Dans les mots d’introduction de Mes fils, Martí se dit conquis par Hugo pour des raisons littéraires et humaines et il montre l’universalité de l’œuvre de cet auteur en y ayant découvert une intelligence qui transcende les langues.

Marti traduit les textes de Victor Hugo du plus profond de son âme, comme si en lisant sa littérature, il lisait dans son propre cœur.

Après la rencontre d’où vint la traduction de ce livre, jamais plus le patriote cubain et le patriarche français ne se revirent. Néanmoins, d’autres fois, nous retrouvons le poète dans les pages de l’Apôtre, telle une présence vitale, tel un guide. Martí le considère comme l’une des plus grandes figures du XIX, et il le met sur un pied d’égalité avec celui qui lutta pour la liberté, Giuseppe Garibaldi : « Lorsque l’on regardera vers l’avenir, depuis le passé, l’on verra, dominant ce siècle grandiose, un grand homme aux cheveux gris, au front ample, au regard brûlant et à la barbe hirsute, aux vêtements de drap ordinaires : Victor Hugo ; et un cavalier resplendissant, au coursier blanc, à la cape rouge et à l’épée flamboyante : Garibaldi. »

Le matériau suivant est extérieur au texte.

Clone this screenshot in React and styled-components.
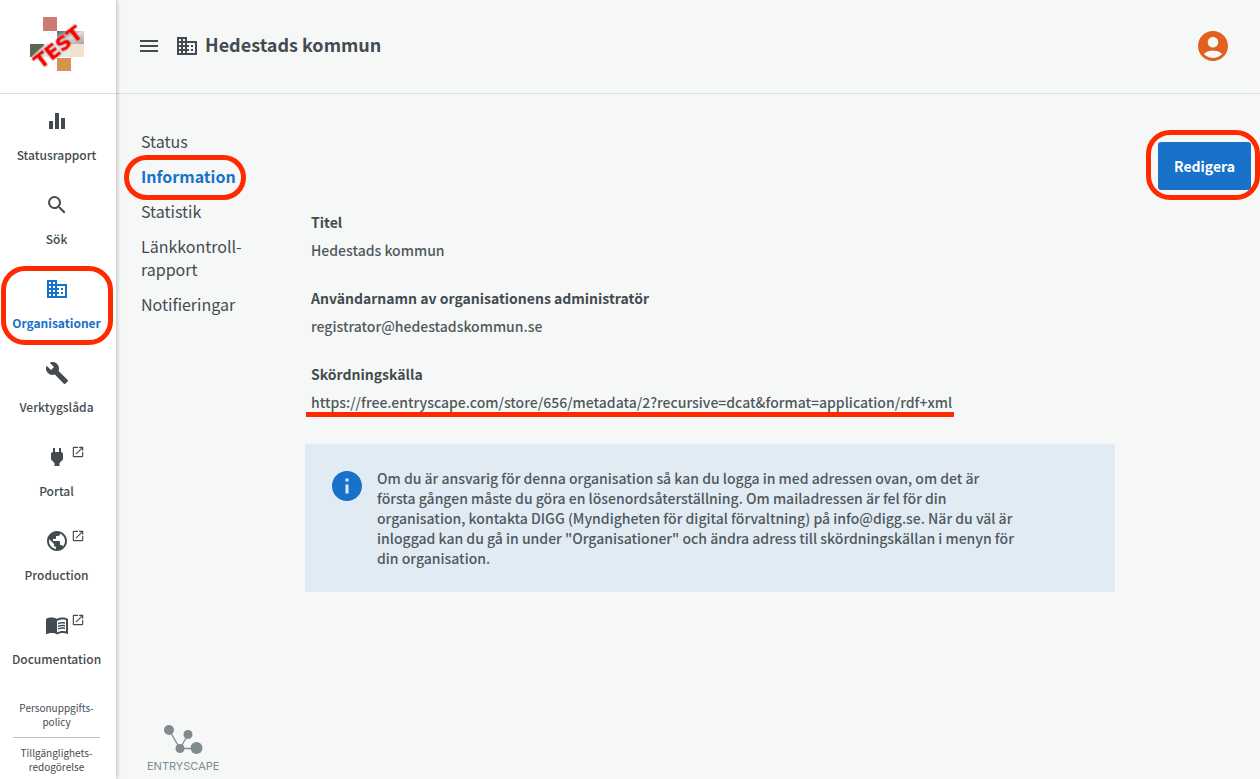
import React from 'react';
import styled, { createGlobalStyle } from 'styled-components';
import {
    MdAccountCircle,
    MdBuild,
    MdBusiness,
    MdEqualizer,
    MdInfo,
    MdMenu,
    MdMenuBook,
    MdOpenInNew,
    MdPower,
    MdPublic,
    MdSearch,
} from 'react-icons/md';

const textColor = '#444b50';
const softTextColor = '#51585c';
const blue = '#1872ca';
const red = '#ff2a00';

const GlobalStyle = createGlobalStyle`
    * {
        box-sizing: border-box;
    }

    body {
        margin: 0;
        background-color: #f6f8f7;
        color: ${textColor};
        font-family: 'Noto Sans CJK SC', 'Noto Sans', sans-serif;
        font-size: 14px;
        line-height: 20px;
    }

    a {
        color: inherit;
        text-decoration: none;
    }

    svg {
        display: block;
    }
`;

const Page = styled.div`
    display: flex;
    min-height: 100vh;
`;

const Sidebar = styled.aside`
    position: relative;
    flex: 0 0 116px;
    background-color: #fff;
    box-shadow: 0 0 5px rgba(0, 0, 0, .35);
`;

const LogoLink = styled.a`
    display: flex;
    justify-content: center;
    height: 94px;
    padding-top: 16px;
    border-bottom: 1px solid #dcdfdf;
`;

const Ring = styled.span`
    position: absolute;
    inset: ${props => props.inset};
    border: 5px solid ${red};
    border-radius: ${props => props.radius};
    pointer-events: none;
`;

const NavItem = styled.a`
    position: relative;
    display: flex;
    flex-direction: column;
    align-items: center;
    gap: 12px;
    height: 84px;
    padding: 15px 3px 0 0;
    font-size: 12px;
    font-weight: ${props => props.$active ? 'bold' : '500'};
    color: ${props => props.$active ? blue : 'inherit'};
    white-space: nowrap;
`;

const NavIcon = styled.span`
    position: relative;
`;

const ExternalMark = styled.span`
    position: absolute;
    top: 0;
    left: 26px;
`;

const Policies = styled.div`
    margin: 19px 16px 4px 13px;
    font-size: 10px;
    line-height: 14px;
    text-align: center;
`;

const PolicyLink = styled.a`
    display: block;

    & + & {
        margin-top: 8px;
        padding-top: 8px;
        border-top: 1px solid #bfc3c4;
    }
`;

const Main = styled.div`
    display: flex;
    flex: 1;
    flex-direction: column;
    min-width: 0;
`;

const Header = styled.header`
    display: flex;
    align-items: center;
    height: 94px;
    padding: 0 29px 2px 21px;
    border-bottom: 1px solid #dcdfdf;
`;

const IconButton = styled.button`
    padding: 0;
    border: 0;
    background: none;
    color: ${props => props.color || 'inherit'};
    cursor: pointer;
`;

const Heading = styled.h1`
    display: flex;
    flex: 1;
    align-items: center;
    gap: 6px;
    margin: 0 0 0 14px;
    font-size: 18px;
    line-height: 24px;

    span {
        padding-bottom: 4px;
    }
`;

const Body = styled.div`
    display: flex;
    align-items: flex-start;
    padding: 36px 9px 0 25px;
`;

const SubNav = styled.nav`
    display: flex;
    flex: 0 0 164px;
    flex-direction: column;
    align-items: flex-start;
    gap: 12px;
    font-size: 16px;
    line-height: 23px;
`;

const SubNavLink = styled.a`
    position: relative;
    color: ${props => props.$active ? blue : 'inherit'};
    font-weight: ${props => props.$active ? 'bold' : 'normal'};
`;

const Content = styled.main`
    flex: 1;
    min-width: 0;
    padding-top: 82px;
    font-weight: 500;
`;

const Details = styled.dl`
    display: flex;
    flex-direction: column;
    gap: 28px;
    margin: 0 0 32px;
    padding-left: 6px;
`;

const Label = styled.dt`
    font-weight: bold;
`;

const Value = styled.dd`
    position: relative;
    width: fit-content;
    margin: 8px 0 0;
    color: ${softTextColor};
`;

const Underline = styled.span`
    position: absolute;
    right: -2px;
    bottom: -5px;
    left: -5px;
    height: 5px;
    background-color: ${red};
`;

const InfoBox = styled.div`
    display: flex;
    gap: 12px;
    padding: 24px;
    background-color: #e1ebf4;
    color: ${softTextColor};

    svg {
        flex: none;
        color: ${blue};
    }

    p {
        max-width: 640px;
        margin: 0;
    }
`;

const Actions = styled.div`
    position: relative;
    margin: 12px 0 0 43px;
`;

const EditButton = styled.button`
    display: block;
    width: 93px;
    height: 48px;
    border: 0;
    border-radius: 3px;
    background-color: ${blue};
    color: #fff;
    font-family: inherit;
    font-size: 14px;
    font-weight: bold;
    cursor: pointer;
`;

const Footer = styled.footer`
    margin-top: auto;
    padding: 0 0 6px 31px;
`;

const Brand = styled.a`
    display: inline-flex;
    flex-direction: column;
    align-items: center;
    color: #7f8b8e;
    font-family: Inter, sans-serif;
    font-size: 11px;
    line-height: 14px;
`;

const navItems = [
    { label: 'Statusrapport', icon: MdEqualizer },
    { label: 'Sök', icon: MdSearch },
    { label: 'Organisationer', icon: MdBusiness, active: true },
    { label: 'Verktygslåda', icon: MdBuild },
    { label: 'Portal', icon: MdPower, external: true },
    { label: 'Production', icon: MdPublic, external: true },
    { label: 'Documentation', icon: MdMenuBook, external: true },
];

const TestLogo = () => (
    <svg width="60" height="58" viewBox="0 0 60 58" role="img" aria-label="TEST">
        <defs>
            <linearGradient id="grey" x1="0" y1="0" x2="1" y2="1">
                <stop offset="0" stopColor="#5f5a59" />
                <stop offset=".5" stopColor="#ddd" />
                <stop offset="1" stopColor="#aaa3a3" />
            </linearGradient>
            <linearGradient id="green" x1="0" y1="0" x2="1" y2="1">
                <stop offset=".5" stopColor="#5b684d" />
                <stop offset=".6" stopColor="#d8dad5" />
            </linearGradient>
            <filter id="glow" x="-20%" y="-40%" width="140%" height="180%">
                <feDropShadow dx="0" dy="0" stdDeviation="1" floodColor="#777" floodOpacity=".6" />
            </filter>
        </defs>
        <rect x="15" y="1" width="14" height="14" fill="#cc7b70" />
        <rect x="29" y="15" width="27" height="13" fill="url(#grey)" />
        <rect x="2" y="28" width="14" height="13" fill="url(#green)" />
        <rect x="16" y="28" width="26" height="13" fill="#e9e9e9" />
        <rect x="42" y="28" width="14" height="13" fill="#f4e0cf" />
        <rect x="29" y="42" width="14" height="13" fill="#d69351" />
        <text
            x="30"
            y="38"
            textAnchor="middle"
            transform="rotate(-38 30 31)"
            fill="#f90000"
            stroke="#f90000"
            strokeWidth=".3"
            filter="url(#glow)"
            fontFamily="DejaVu Sans, sans-serif"
            fontSize="20"
            fontWeight="bold"
        >
            TEST
        </text>
    </svg>
);

const EntryscapeLogo = () => (
    <svg width="40" height="35" viewBox="0 0 40 35" fill="#7f8b8e" aria-hidden="true">
        <path d="M6 6l11 18.500h17M17 24.500l8-14" fill="none" stroke="#7f8b8e" strokeWidth="1.300" />
        <circle cx="6" cy="6" r="5" />
        <circle cx="25" cy="10.500" r="4.500" />
        <circle cx="17" cy="24.500" r="4.500" />
        <circle cx="33.500" cy="24" r="6" />
    </svg>
);

export default function App() {
    return (
        <Page>
            <GlobalStyle />
            <Sidebar>
                <LogoLink href="#">
                    <TestLogo />
                </LogoLink>
                <nav>
                    {navItems.map(({ label, icon: Icon, active, external }) => (
                        <NavItem key={label} href="#" $active={active}>
                            <NavIcon>
                                <Icon size={24} />
                                {external && (
                                    <ExternalMark>
                                        <MdOpenInNew size={14} />
                                    </ExternalMark>
                                )}
                            </NavIcon>
                            {label}
                            {active && <Ring inset="4px 3px 1px 1px" radius="24px" />}
                        </NavItem>
                    ))}
                </nav>
                <Policies>
                    <PolicyLink href="#">Personuppgifts-<br />policy</PolicyLink>
                    <PolicyLink href="#">Tillgänglighets-<br />redogörelse</PolicyLink>
                </Policies>
            </Sidebar>
            <Main>
                <Header>
                    <IconButton aria-label="Meny">
                        <MdMenu size={24} />
                    </IconButton>
                    <Heading>
                        <MdBusiness size={24} />
                        <span>Hedestads kommun</span>
                    </Heading>
                    <IconButton color="#e1611f" aria-label="Konto">
                        <MdAccountCircle size={36} />
                    </IconButton>
                </Header>
                <Body>
                    <SubNav>
                        <SubNavLink href="#">Status</SubNavLink>
                        <SubNavLink href="#" $active>
                            Information
                            <Ring inset="-10px -10px -12px -17px" radius="23px" />
                        </SubNavLink>
                        <SubNavLink href="#">Statistik</SubNavLink>
                        <SubNavLink href="#">Länkkontroll-<br />rapport</SubNavLink>
                        <SubNavLink href="#">Notifieringar</SubNavLink>
                    </SubNav>
                    <Content>
                        <Details>
                            <div>
                                <Label>Titel</Label>
                                <Value>Hedestads kommun</Value>
                            </div>
                            <div>
                                <Label>Användarnamn av organisationens administratör</Label>
                                <Value>registrator@hedestadskommun.se</Value>
                            </div>
                            <div>
                                <Label>Skördningskälla</Label>
                                <Value>
                                    https://free.entryscape.com/store/656/metadata/2?recursive=dcat&amp;format=application/rdf+xml
                                    <Underline />
                                </Value>
                            </div>
                        </Details>
                        <InfoBox>
                            <MdInfo size={36} />
                            <p>
                                Om du är ansvarig för denna organisation så kan du logga in med adressen ovan, om det är
                                första gången måste du göra en lösenordsåterställning. Om mailadressen är fel för din
                                organisation, kontakta DIGG (Myndigheten för digital förvaltning) på info@digg.se. När du väl är
                                inloggad kan du gå in under "Organisationer" och ändra adress till skördningskällan i menyn för
                                din organisation.
                            </p>
                        </InfoBox>
                    </Content>
                    <Actions>
                        <EditButton>Redigera</EditButton>
                        <Ring inset="-12px -9px -10px -12px" radius="24px" />
                    </Actions>
                </Body>
                <Footer>
                    <Brand href="#">
                        <EntryscapeLogo />
                        ENTRYSCAPE
                    </Brand>
                </Footer>
            </Main>
        </Page>
    );
}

C’est probablement pour cette raison que quelques chercheurs assument l’idée que l’éloge le plus valable que l’on fit de Marti de son vivant fut celui de l’écrivain argentin Domingo Faustino Sarmiento, lequel depuis le sommet de sa réputation recommandait à Paul Groussac de traduire Marti en français, pour les raisons suivantes : « Il n’y a rien en espagnol qui ressemble au jaillissement des rugissements de José Martí, et après Victor Hugo, rien ne présente la France avec cette résonance de métal.
Cependant, ce ne fut pas seulement le génie littéraire de Victor Hugo qui éveilla chez José Martí une telle admiration mais avant toute chose, son profond humanisme et sa générosité qui s’exprimèrent dans des actions telles que les dons d’argent aux pauvres de Paris (10.000 francs), auxquels il fait allusion dans l’un de ses travaux pour la Opinión Nacional.

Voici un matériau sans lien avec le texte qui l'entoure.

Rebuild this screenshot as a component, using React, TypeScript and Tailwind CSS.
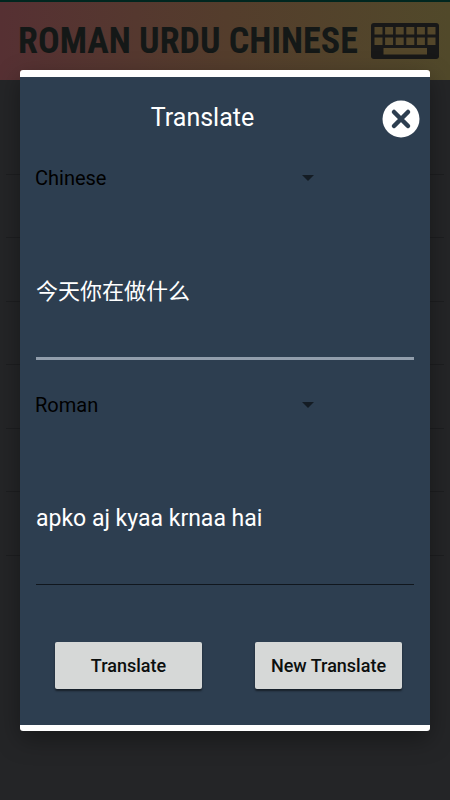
import { useState } from 'react'

interface Option {
  value: string
  label: string
}

const languages: Option[] = [
  { value: 'zh', label: 'Chinese' },
  { value: 'roman', label: 'Roman' },
  { value: 'ur', label: 'Urdu' },
]

const rows = [1, 2, 3, 4, 5, 6, 7]
const keys = [0, 1, 2, 3, 4, 5]

// ─── Icons ────────────────────────────────────────────────────────────────────

function KeyboardIcon() {
  return (
    <svg width="68" height="36" viewBox="0 0 68 36" aria-hidden="true" className="shrink-0">
      <rect width="68" height="36" rx="3" fill="#181818" />
      <g fill="#53462a">
        {keys.map((k) => (
          <rect key={k} x={3.5 + k * 10.6} y="4" width="8" height="7.5" />
        ))}
        {keys.map((k) => (
          <rect key={k} x={3.5 + k * 10.6} y="14.5" width="8" height="7.5" />
        ))}
        <rect x="12.5" y="25" width="43.5" height="6.5" />
      </g>
    </svg>
  )
}

function CloseIcon() {
  return (
    <svg width="38" height="38" viewBox="0 0 38 38" aria-hidden="true">
      <circle cx="19" cy="19" r="18.5" fill="#fff" />
      <path d="M12 12 26 26M26 12 12 26" stroke="#2d3e50" strokeWidth="4.5" strokeLinecap="round" />
    </svg>
  )
}

// ─── LanguageSelect ───────────────────────────────────────────────────────────

function LanguageSelect({ label, value, onChange }: {
  label: string
  value: string
  onChange: (v: string) => void
}) {
  return (
    <div className="grid w-3/4 items-center">
      <select
        aria-label={label}
        value={value}
        onChange={(e) => onChange(e.target.value)}
        className="col-start-1 row-start-1 h-8 w-full appearance-none bg-transparent text-xl text-black outline-none"
      >
        {languages.map((l) => (
          <option key={l.value} value={l.value}>{l.label}</option>
        ))}
      </select>
      <svg
        width="12"
        height="6"
        viewBox="0 0 12 6"
        aria-hidden="true"
        className="pointer-events-none col-start-1 row-start-1 mr-1.5 justify-self-end"
      >
        <path d="M0 0h12L6 6z" fill="#141c24" />
      </svg>
    </div>
  )
}

// ─── App ──────────────────────────────────────────────────────────────────────

export default function App() {
  const [from, setFrom] = useState('zh')
  const [to, setTo] = useState('roman')
  const [source, setSource] = useState('今天你在做什么')
  const [result, setResult] = useState('apko aj kyaa krnaa hai')

  const clear = () => {
    setSource('')
    setResult('')
  }

  return (
    <div className="relative min-h-screen bg-[#242527] font-['Roboto','Noto_Sans_CJK_SC',sans-serif]">
      <header className="flex h-20 items-center justify-between border-t-2 border-[#00261f] bg-linear-to-r from-[#563033] via-[#543d2c] to-[#51492a] pr-[11px] pl-[18px]">
        <h1 className="whitespace-nowrap font-['Roboto_Condensed','Open_Sans_Condensed','Noto_Sans_Condensed',sans-serif] text-4xl font-bold text-[#141817]">
          ROMAN URDU CHINESE
        </h1>
        <KeyboardIcon />
      </header>

      <ul className="mx-1.5 mt-[31px] flex h-[445px] flex-col">
        {rows.map((r) => (
          <li key={r} className="flex-1 border-b border-[#1d1e20]" />
        ))}
      </ul>

      <div className="absolute inset-0 px-5 pt-[70px]">
        <section
          role="dialog"
          aria-labelledby="dialog-title"
          className="rounded-[3px] bg-white pt-[7px] pb-1.5 shadow-[0_8px_24px_rgba(0,0,0,0.35)]"
        >
          <div className="bg-[#2d3e50] px-[15px] pb-9">
            <div className="-mr-[5px] flex items-center justify-between pt-[23px]">
              <h2 id="dialog-title" className="flex-1 pr-3 pb-0.5 text-center text-[25px] leading-8 text-white">
                Translate
              </h2>
              <button type="button" aria-label="Close" className="cursor-pointer">
                <CloseIcon />
              </button>
            </div>

            <div className="pt-6">
              <LanguageSelect label="Source language" value={from} onChange={setFrom} />
              <textarea
                aria-label="Source text"
                value={source}
                onChange={(e) => setSource(e.target.value)}
                className="mx-px mt-14 block h-[110px] w-[calc(100%-2px)] resize-none border-b-[3px] border-[#929eac] pt-[26px] text-[22px] leading-8 text-white outline-none"
              />
            </div>

            <div className="pt-[29px]">
              <LanguageSelect label="Target language" value={to} onChange={setTo} />
              <textarea
                aria-label="Translated text"
                value={result}
                onChange={(e) => setResult(e.target.value)}
                className="mx-px mt-14 block h-[108px] w-[calc(100%-2px)] resize-none border-b border-[#10161d] pt-[26px] text-[23px] leading-8 text-white outline-none"
              />
            </div>

            <div className="flex justify-between gap-4 px-[13px] pt-[57px] pl-5">
              <button type="button" className="h-[47px] w-[147px] cursor-pointer rounded-xs bg-[#d6d8d7] text-lg font-medium text-[#0c0f0e] shadow-[0_2px_2px_rgba(0,0,0,0.5)]">
                Translate
              </button>
              <button type="button" onClick={clear} className="h-[47px] w-[147px] cursor-pointer rounded-xs bg-[#d6d8d7] text-lg font-medium text-[#0c0f0e] shadow-[0_2px_2px_rgba(0,0,0,0.5)]">
                New Translate
              </button>
            </div>
          </div>
        </section>
      </div>
    </div>
  )
}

Pour Martí, la lecture de l’œuvre hugolienne est libératrice de la pensée et de l’art canalisé dans les luttes de l’homme, et à ce titre elle est indispensable aux peuples d’Amérique qui ont conquis leur liberté, mais n’ont pas encore une littérature propre. Il n’est donc pas étonnant qu’il parle de Victor Hugo aux enfants du continent dans La Edad de oro et que celui-ci soit l’une des personnalités choisies présentes parmi les musiciens, les poètes et les peintres.

Mais ce n’est pas seulement par sa condition de poète que l’auteur des Châtiments devient une référence mais essentiellement par ses qualités d’être humain qui se révèlent dans son œuvre et dans ses actes. L’Apôtre place Victor Hugo « à la place du modèle idéal : le poète qui accomplit la mission dans laquelle l’engage son talent, sa tâche d’améliorer le monde. »

C’est le principal point pour approcher les poétiques de Marti et de Victor Hugo : leur commune conception du poète qui anticipe l’avenir, de l’homme engagé éthiquement envers l’humanité. C’est comme cela que la lyre faite de troncs robustes et de cordes d’or, où se posent, en même temps, au grand étonnement des hommes, les aigles et les colombes, que la force de l’imagination, celle qui donne vie aux choses colossales, aux romans grâce auxquels il défendit la liberté assassinée, font de Victor Hugo l’homme poétique de l’époque où il leur fut donné de vivre, un père.

Victor Hugo a-t-il été le miroir dans lequel Marti a voulu se voir ? Oui, tant qu’il a incarné l’esprit de son époque, et il n’y a pas pour le plus universel des Cubains une meilleure façon de servir les autres. Non, tant qu’il n’a jamais aspiré à se voir comme un rénovateur de la Langue ou comme le plus éminent exposant d’un mouvement littéraire, bien que plus tard, il eût gagné par son génie de semblables qualificatifs.

Marti, l’essence même de l’âme cubaine, s’abreuve de l’universalité hugolienne, de la force créatrice de Victor Hugo et de sa parole rénovatrice, et il crée son propre univers dans lequel le poète romantique est une référence obligée. C’est ainsi que se lient ce que Cuba a de plus authentique et l’un des patriarches français, c’est ainsi que Cuba et la France demeurent unies par des liens fraternels dans une rencontre qui transcenda l’année 1874 et fut immortalisée par les mots d’un Marti qui devint, lui aussi, immortel, comme son maître.